Throughout the speech, Moore tied anti-globalization efforts and anti-international trade efforts in the past to figures such as Adolf Hitler and Joseph Stalin.

Moore sited post-WWI ideological systems such as fascism and nationalism as protectionalistic, all of which advocated some degree of isolation from the international community as causes for the breakdown of trade in the earlier part of the century.

“More open trade, more progress,” said Moore before he reported statistics showing increases in literacy rates and life expectancy and decreases in infant mortality and hunger.

Moore defended globalization by stating that organizations such as the WTO helped create international law, universal values and “global dignity,” using as an example the political ideology that democracies don’t go to war with democracies.

Although Moore stated that overarching international institutions contributed to the creation of universal values, he continued to state that the WTO was only a binding organization on trade and not, “human, labor, union, animal rights.”

Moore argued one of the most hotly contested topics in the globalization debate by saying that forcing countries that joined the WTO to conform to specific standards of human, labor or other rights would make the WTO too powerful.

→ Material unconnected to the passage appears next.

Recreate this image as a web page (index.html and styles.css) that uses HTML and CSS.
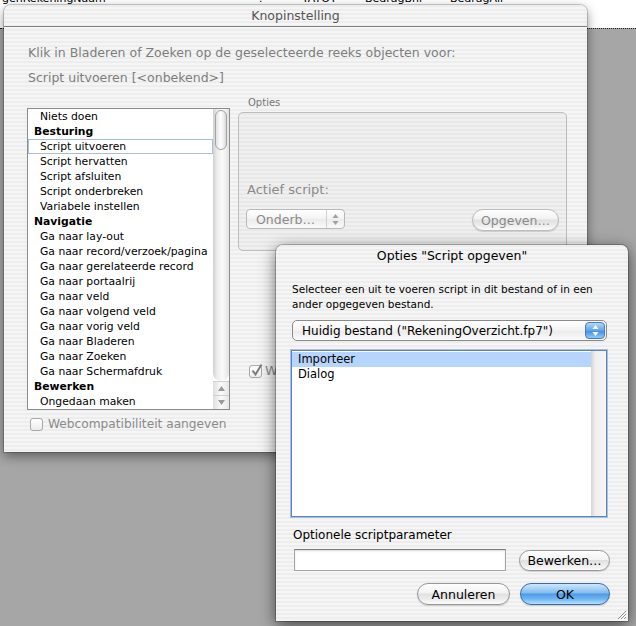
FILE: index.html
```html
<!DOCTYPE html>
<html lang="nl">
<head>
    <meta charset="UTF-8">
    <meta name="viewport" content="width=device-width, initial-scale=1.0">
    <title>Knopinstelling</title>
    <link rel="stylesheet" href="styles.css">
</head>
<body>

    <div class="sheet">
        <span class="col col-naam">genRekeningNaam</span>
        <span class="col col-q">?</span>
        <span class="col col-tatot">TATOT</span>
        <span class="col col-bnl">BedragBnl</span>
        <span class="col">BedragAll</span>
    </div>
    <div class="desk"></div>

    <div class="win win-main">
        <div class="titlebar">Knopinstelling</div>
        <div class="main-body">
            <p class="lead">Klik in Bladeren of Zoeken op de geselecteerde reeks objecten voor:</p>
            <p class="lead lead-2">Script uitvoeren [&lt;onbekend&gt;]</p>

            <div class="main-row">
                <div class="steps">
                    <ul class="step-list">
                        <li>Niets doen</li>
                        <li class="head">Besturing</li>
                        <li class="current">Script uitvoeren</li>
                        <li>Script hervatten</li>
                        <li>Script afsluiten</li>
                        <li>Script onderbreken</li>
                        <li>Variabele instellen</li>
                        <li class="head">Navigatie</li>
                        <li>Ga naar lay-out</li>
                        <li>Ga naar record/verzoek/pagina</li>
                        <li>Ga naar gerelateerde record</li>
                        <li>Ga naar portaalrij</li>
                        <li>Ga naar veld</li>
                        <li>Ga naar volgend veld</li>
                        <li>Ga naar vorig veld</li>
                        <li>Ga naar Bladeren</li>
                        <li>Ga naar Zoeken</li>
                        <li>Ga naar Schermafdruk</li>
                        <li class="head">Bewerken</li>
                        <li>Ongedaan maken</li>
                    </ul>
                    <div class="vscroll">
                        <div class="track"><div class="thumb"></div></div>
                        <div class="arrow">
                            <svg width="7" height="5" viewBox="0 0 7 5"><polygon points="3.5,0 7,5 0,5" fill="#9a9a9a"/></svg>
                        </div>
                        <div class="arrow">
                            <svg width="7" height="5" viewBox="0 0 7 5"><polygon points="0,0 7,0 3.5,5" fill="#9a9a9a"/></svg>
                        </div>
                    </div>
                </div>

                <div class="options">
                    <div class="group-label">Opties</div>
                    <div class="group">
                        <div class="group-text">Actief script:</div>
                        <div class="group-row">
                            <div class="popup popup-off">
                                <span>Onderb…</span>
                                <span class="stepper">
                                    <svg width="7" height="11" viewBox="0 0 7 11"><polygon points="3.5,0 6.5,4 0.5,4" fill="#a0a0a0"/><polygon points="0.5,7 6.5,7 3.5,11" fill="#a0a0a0"/></svg>
                                </span>
                            </div>
                            <button class="pill pill-off">Opgeven…</button>
                        </div>
                    </div>
                    <div class="check check-w">
                        <span class="box">
                            <svg width="13" height="13" viewBox="0 0 13 13"><path d="M2.5 6.5 L5.5 10.5 L11.5 0.5" fill="none" stroke="#7c7c7c" stroke-width="2"/></svg>
                        </span>W
                    </div>
                </div>
            </div>

            <div class="check check-web"><span class="box"></span>Webcompatibiliteit aangeven</div>
        </div>
    </div>

    <div class="win win-sub">
        <div class="titlebar">Opties "Script opgeven"</div>
        <div class="sub-body">
            <p class="intro">Selecteer een uit te voeren script in dit bestand of in een<br>ander opgegeven bestand.</p>
            <div class="popup file-popup">
                <span>Huidig bestand ("RekeningOverzicht.fp7")</span>
                <span class="stepper-blue">
                    <svg width="7" height="11" viewBox="0 0 7 11"><polygon points="3.5,0 6.5,4 0.5,4" fill="#fff"/><polygon points="0.5,7 6.5,7 3.5,11" fill="#fff"/></svg>
                </span>
            </div>
            <div class="scripts">
                <ul class="script-list">
                    <li class="sel">Importeer</li>
                    <li>Dialog</li>
                </ul>
                <div class="empty-scroll"></div>
            </div>
            <div class="param-label">Optionele scriptparameter</div>
            <div class="param-row">
                <div class="field"></div>
                <button class="pill btn-edit">Bewerken…</button>
            </div>
            <div class="actions">
                <button class="pill btn-cancel">Annuleren</button>
                <button class="pill pill-default btn-ok">OK</button>
            </div>
        </div>
        <svg class="grip" width="11" height="11" viewBox="0 0 11 11">
            <path d="M10 2 L2 10 M10 5 L5 10 M10 8 L8 10" stroke="#8c8c8c" stroke-width="1"/>
            <path d="M11 3 L3 11 M11 6 L6 11" stroke="#fff" stroke-width="1"/>
        </svg>
    </div>

</body>
</html>
```

FILE: styles.css
```css
* {
    box-sizing: border-box;
}
body {
    margin: 0;
    width: 636px;
    height: 626px;
    overflow: hidden;
    position: relative;
    background: #fff;
    font-family: "DejaVu Sans", Verdana, sans-serif;
    color: #000;
}

/* spreadsheet behind the windows */
.sheet {
    display: flex;
    margin-top: -8px;
    padding-left: 2px;
    font-size: 11px;
    line-height: 14px;
    white-space: nowrap;
}
.col-naam {
    width: 256px;
}
.col-q {
    width: 44px;
}
.col-tatot {
    width: 63px;
}
.col-bnl {
    width: 85px;
}
.desk {
    position: absolute;
    left: 0;
    right: 0;
    top: 28px;
    bottom: 0;
    background: #a6a6a6;
    border-top: 1px dotted #222;
}

/* windows */
.win {
    position: absolute;
    border-radius: 7px 7px 0 0;
    background: repeating-linear-gradient(#ededed 0, #ededed 2px, #f5f5f5 2px, #f5f5f5 4px);
    box-shadow: 0 0 0 1px rgba(0, 0, 0, 0.18), 0 4px 12px rgba(0, 0, 0, 0.45);
}
.win-main {
    left: 4px;
    top: 5px;
    width: 583px;
    height: 447px;
}
.win-sub {
    left: 276px;
    top: 245px;
    width: 352px;
    height: 376px;
    box-shadow: 0 0 0 1px rgba(0, 0, 0, 0.22), 0 4px 16px rgba(0, 0, 0, 0.6);
}
.titlebar {
    height: 22px;
    line-height: 21px;
    font-size: 12.5px;
    text-align: center;
    border-radius: 7px 7px 0 0;
}
.win-main .titlebar {
    color: #555;
    border-bottom: 1px solid #808080;
}

/* main window */
.main-body {
    padding: 17px 0 0 24px;
}
.lead {
    margin: 0;
    font-size: 12.5px;
    line-height: 18px;
    color: #7d7d7d;
}
.lead-2 {
    margin-top: 7px;
}
.main-row {
    display: flex;
    margin-top: 10px;
    margin-left: -1px;
}
.steps {
    display: flex;
    width: 203px;
    height: 302px;
    margin-top: 11px;
    border: 1px solid #8c8c8c;
    background: #fff;
}
.step-list {
    list-style: none;
    margin: 0;
    padding: 0;
    width: 185px;
    font-size: 10.8px;
}
.step-list li {
    height: 15px;
    line-height: 15px;
    padding-left: 12px;
    white-space: nowrap;
}
.step-list li.head {
    font-weight: bold;
    padding-left: 6px;
}
.step-list li.current {
    box-shadow: inset 0 0 0 1px #a9bedb;
}
.vscroll {
    display: flex;
    flex-direction: column;
    width: 16px;
}
.track {
    flex: 1;
    padding: 1px 2px;
    border-radius: 0 0 8px 8px;
    background: linear-gradient(to right, #cfcfcf, #ececec 25%, #fafafa 60%, #e3e3e3);
}
.thumb {
    height: 40px;
    border: 1px solid #a3a3a3;
    border-radius: 7px;
    background: linear-gradient(to right, #e2e2e2, #fdfdfd 45%, #f2f2f2 70%, #d6d6d6);
}
.arrow {
    height: 14px;
    display: flex;
    align-items: center;
    justify-content: center;
    border-top: 1px solid #d0d0d0;
    background: linear-gradient(to right, #dedede, #fafafa 50%, #e6e6e6);
}

.options {
    width: 329px;
    margin-left: 8px;
}
.group-label {
    padding-left: 10px;
    font-size: 10px;
    line-height: 12px;
    color: #777;
}
.group {
    display: flex;
    flex-direction: column;
    justify-content: flex-end;
    height: 139px;
    margin-top: 3px;
    padding: 0 7px 19px 8px;
    border: 1px solid #bdbdbd;
    border-radius: 5px;
    background: rgba(0, 0, 0, 0.02);
}
.group-text {
    font-size: 13px;
    line-height: 18px;
    color: #8a8a8a;
    margin-bottom: 10px;
}
.group-row {
    display: flex;
    justify-content: space-between;
    align-items: flex-start;
}

.popup {
    display: flex;
    justify-content: space-between;
    align-items: center;
    background: linear-gradient(#ffffff, #f3f3f3 50%, #ebebeb 51%, #fafafa);
}
.popup-off {
    width: 99px;
    height: 20px;
    margin-left: -1px;
    padding-left: 9px;
    border: 1px solid #b8b8b8;
    border-radius: 4px;
    font-size: 12.5px;
    color: #8a8a8a;
}
.stepper {
    display: flex;
    align-items: center;
    justify-content: center;
    width: 18px;
    height: 100%;
    border-left: 1px solid #d0d0d0;
}

.pill {
    height: 22px;
    padding: 0;
    border: 1px solid #979797;
    border-radius: 11px;
    font-family: inherit;
    font-size: 12.5px;
    color: #000;
    background: linear-gradient(#fefefe 0%, #f2f2f2 45%, #e0e0e0 50%, #ececec 75%, #fbfbfb 100%);
    box-shadow: 0 1px 1px rgba(0, 0, 0, 0.15);
}
.pill-off {
    width: 87px;
    color: #8a8a8a;
    border-color: #bcbcbc;
}
.pill-default {
    border-color: #3e6aa8;
    background: linear-gradient(#d0e7fb 0%, #80bcf0 45%, #4e9ae6 50%, #6db6f2 75%, #b7e1fc 100%);
}

.check {
    display: flex;
    align-items: center;
    gap: 5px;
    font-size: 12.2px;
    line-height: 18px;
    color: #8a8a8a;
}
.box {
    width: 13px;
    height: 13px;
    border: 1px solid #a8a8a8;
    border-radius: 3px;
    background: linear-gradient(#fff, #ececec);
    position: relative;
}
.box svg {
    position: absolute;
    left: 0;
    top: -2px;
}
.check-w {
    margin: 111px 0 0 11px;
    gap: 3px;
    font-size: 13px;
}
.check-web {
    margin: 5px 0 0 2px;
}

/* sub window */
.sub-body {
    padding: 15px 21px 0 16px;
}
.intro {
    margin: 0;
    font-size: 10.5px;
    line-height: 15px;
}
.file-popup {
    height: 21px;
    margin-top: 8px;
    padding-left: 9px;
    border: 1px solid #8a8a8a;
    border-radius: 5px;
    font-size: 12px;
}
.stepper-blue {
    display: flex;
    align-items: center;
    justify-content: center;
    width: 20px;
    height: 17px;
    margin-right: 1px;
    border: 1px solid #4a7bbb;
    border-radius: 4px;
    background: linear-gradient(#b2d8f8, #5ea5e9 50%, #3f8ae0 51%, #8fcaf7);
}
.scripts {
    display: flex;
    width: 316px;
    height: 167px;
    margin: 9px 0 0 -1px;
    border: 1px solid #5d83bf;
    box-shadow: 0 0 0 1px #a5c1e8;
    background: #fff;
}
.script-list {
    flex: 1;
    list-style: none;
    margin: 0;
    padding: 1px 0 0;
    font-size: 11.5px;
}
.script-list li {
    height: 15px;
    line-height: 15px;
    padding-left: 6px;
}
.script-list li.sel {
    background: #b6d5fd;
}
.empty-scroll {
    width: 15px;
    background: linear-gradient(to right, #d4d4d4, #efefef 30%, #f6f6f6);
}
.param-label {
    margin-top: 10px;
    padding-left: 1px;
    font-size: 12px;
    line-height: 16px;
}
.param-row {
    display: flex;
    justify-content: space-between;
    align-items: center;
    margin: 6px -3px 0 2px;
}
.field {
    width: 212px;
    height: 22px;
    border: 1px solid #a5a5a5;
    border-top-color: #7d7d7d;
    background: #fff;
    box-shadow: inset 0 1px 2px rgba(0, 0, 0, 0.15);
}
.btn-edit {
    width: 91px;
    height: 21px;
}
.actions {
    display: flex;
    justify-content: flex-end;
    gap: 10px;
    margin: 12px -3px 0 0;
}
.btn-cancel {
    width: 93px;
}
.btn-ok {
    width: 90px;
}
.grip {
    position: absolute;
    right: 1px;
    bottom: 1px;
}
```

“The WTO is not a capitalist American plot,” said Moore, but followed later by saying, “Small countries will always be small countries, we just have to work harder and think more.”

Moore repeatedly used South Korea as a model of globalization’s success, yet he agreed with Simon Lacey, the Director of Studies for the World Trade Institute, when told that the type of trade package South Korea received was far different from the trade packages being offered to countries such as Kurdistan and Estonia now.

The trade package for South Korea was so different because fewer members and subsequently fewer conditions were required to for the nation to join. Now smaller countries that need to join the WTO to have access to significant economic markets must agree to the conditions of all of the 144 countries in the organization.

For smaller countries, the flooding of cheaper, imported goods into the economy threatens the countries own presumably smaller industries. One of the largest opposition arguments for globalization, the argument of cultural erosion, stems from the possibility of market flooding with outside goods Moore said.

In response to Lacey’s comment Moore said, “It’s not compulsory to join the WTO.”

Moore began his term in 1999, the volatile year when protesters succeeded in shutting down annual IMF/WTO meetings and the globalization debate was beamed into American households though images of protesters in black masks opposing policemen in riot gear. By the end of his term in August of this year, every economic summit held by the WTO has met with protest.

Despite the years and the protests, Moore still defends globalization and international trade in the way he did when he first became Deputy General and boasts of its progress.

“It was a rich, white persons club that has now changed.”